17 rules for foreign interventions

By Around the Web

(American Conservative) — After trillions of dollars spent, thousands of dead and wounded, and the creation of myriad new terrorist enemies, Washington could learn a few lessons when considering future interventions.

1. Do not attempt to establish multi-ethnic democracies in nations with no traditions of limited government. Each faction believes that “an alien master is worst of all” and dreads the certain prospect of total subordination to the election victors. Do not foster electoral ceremonies where freedom from fear and the rule of law are absent: they beget, at best, the democratic centralism of Lenin. Never propagate civil wars: the revenge killings last for a hundred years.

2. Remember that, as George Kennan said, the worst of rulers knows things about his country that foreigners do not. Respect the beliefs of simple folk, however misguided: rapid dislocations produce horrors directed at the harbingers of modernity. Remember the dangers of government by military, theocratic, and academic castes, who live in self-created welfare states and do not share the economic experiences of the general population.

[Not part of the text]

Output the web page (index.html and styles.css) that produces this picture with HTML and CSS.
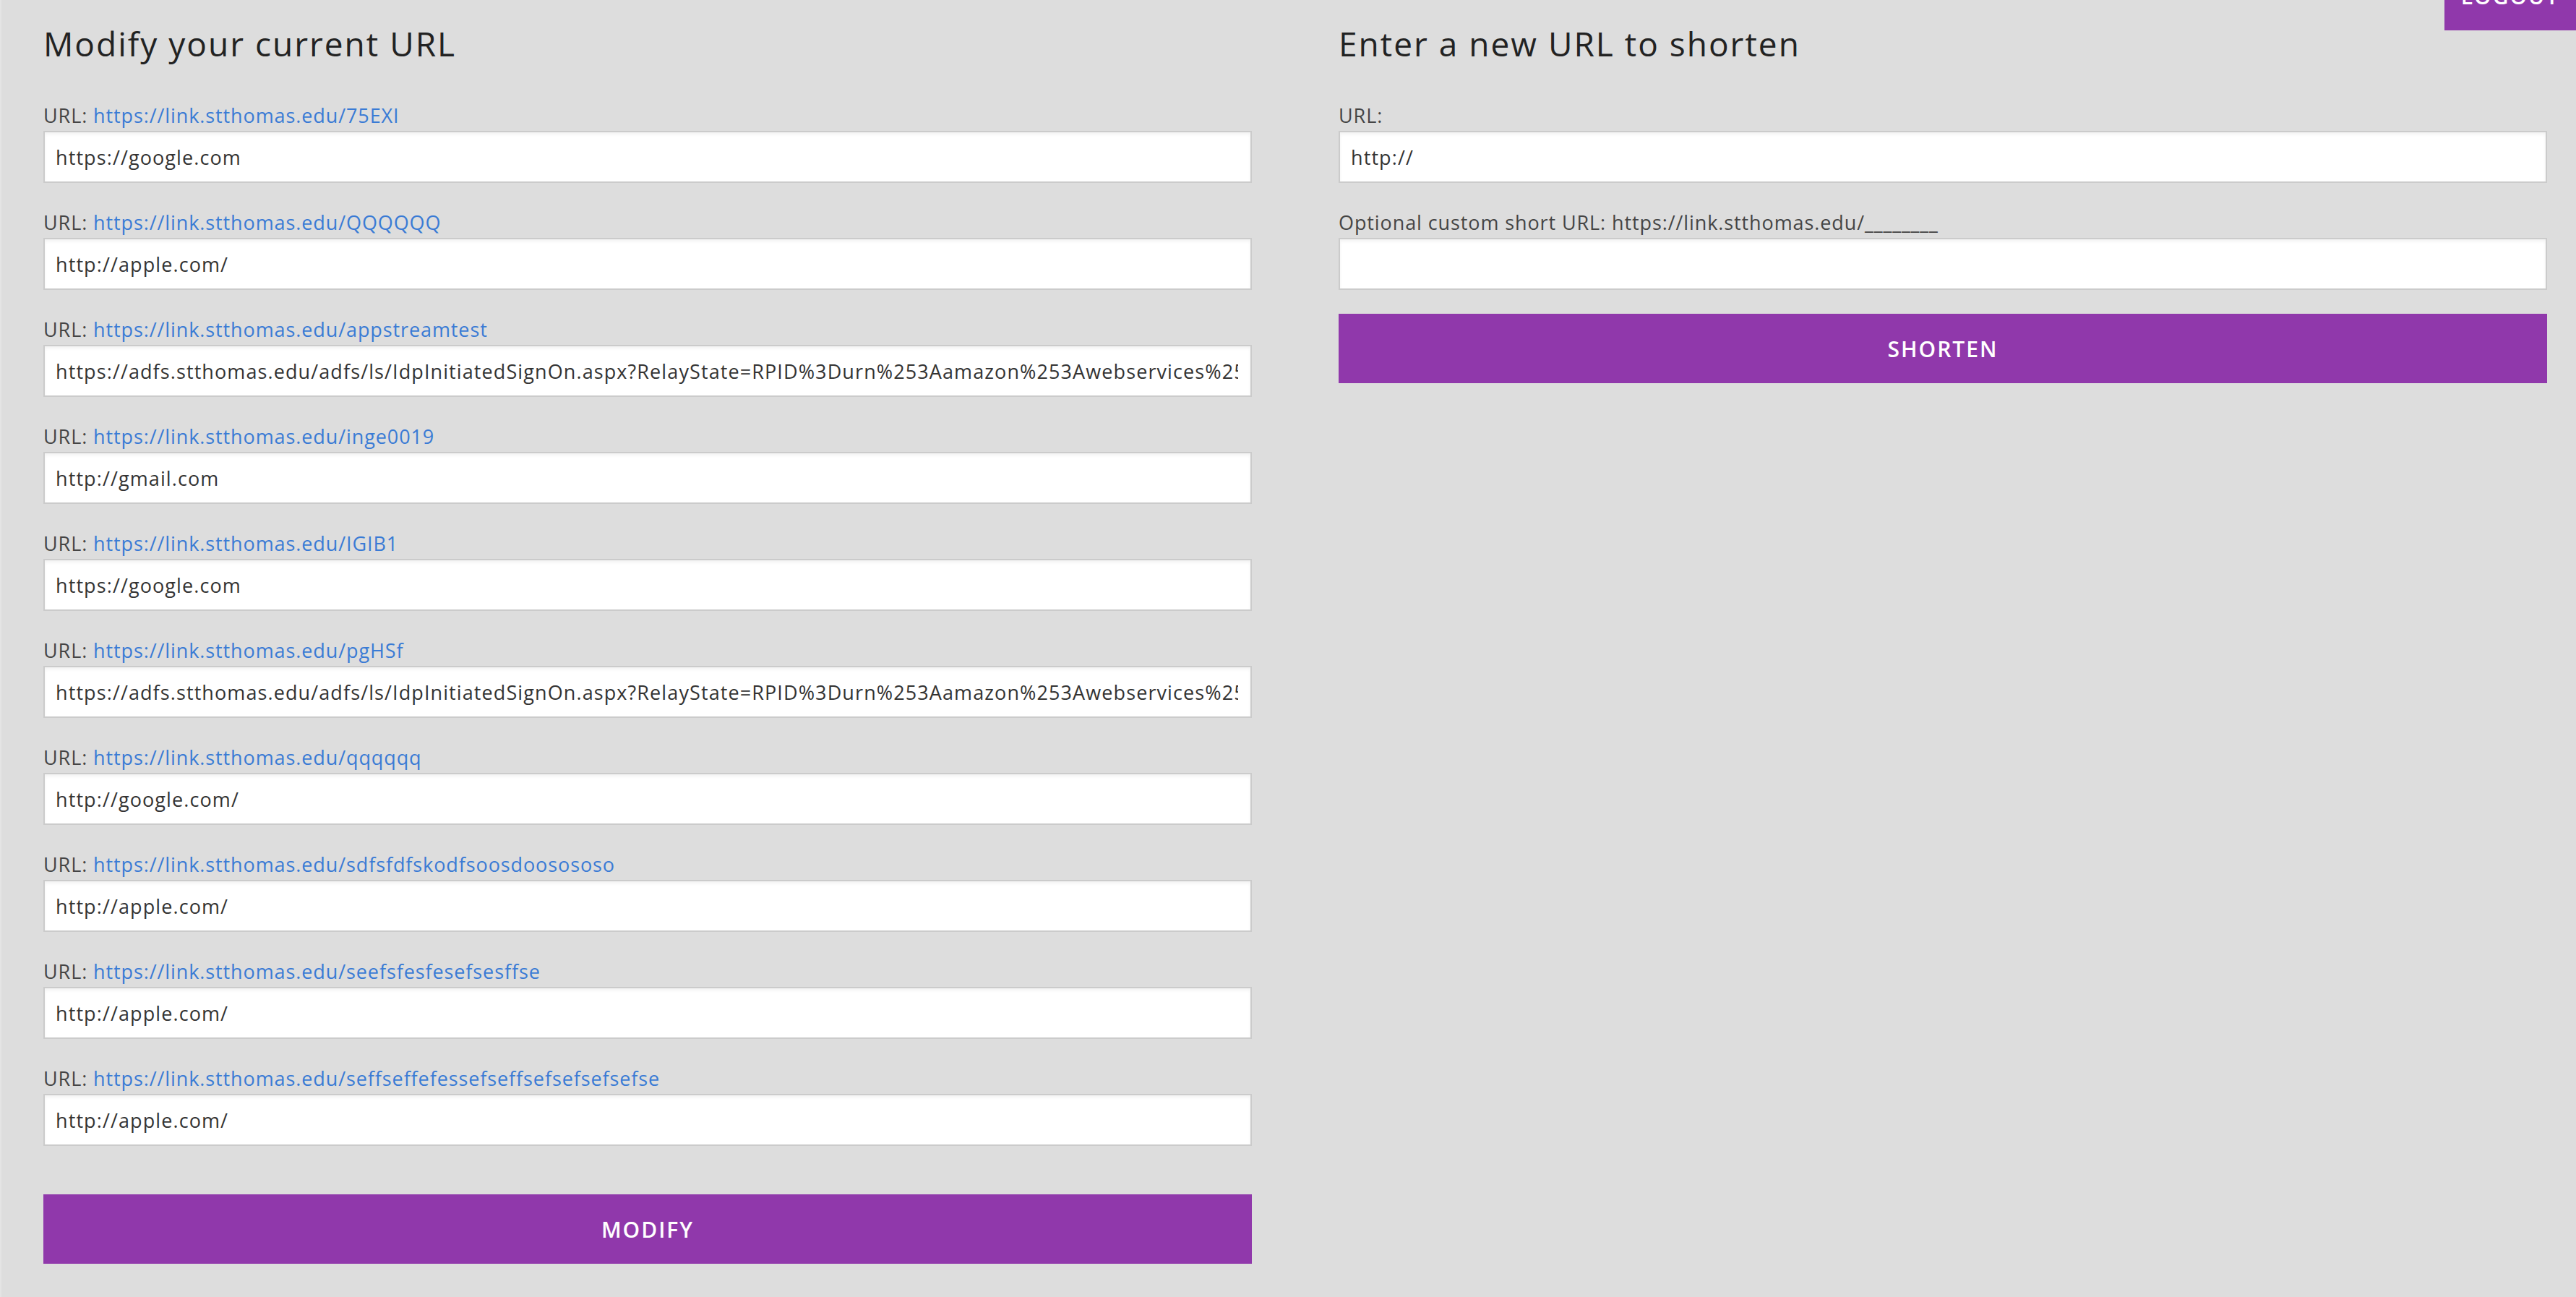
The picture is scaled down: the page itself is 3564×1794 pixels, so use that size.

3. Do not resist secessionist movements. They allow smaller groups to be satisfied with their governments. Be mindful of the happy fates of the parties to the “velvet divorce” in Czechoslovakia, of the Central Asian republics of the Soviet Union. Be mindful of the costs of our Civil War, and of the waving of the bloody shirt that ensued, and be hesitant in guaranteeing perversely drawn frontiers, like those in the Middle East, the former Soviet Union and Yugoslavia, and Africa.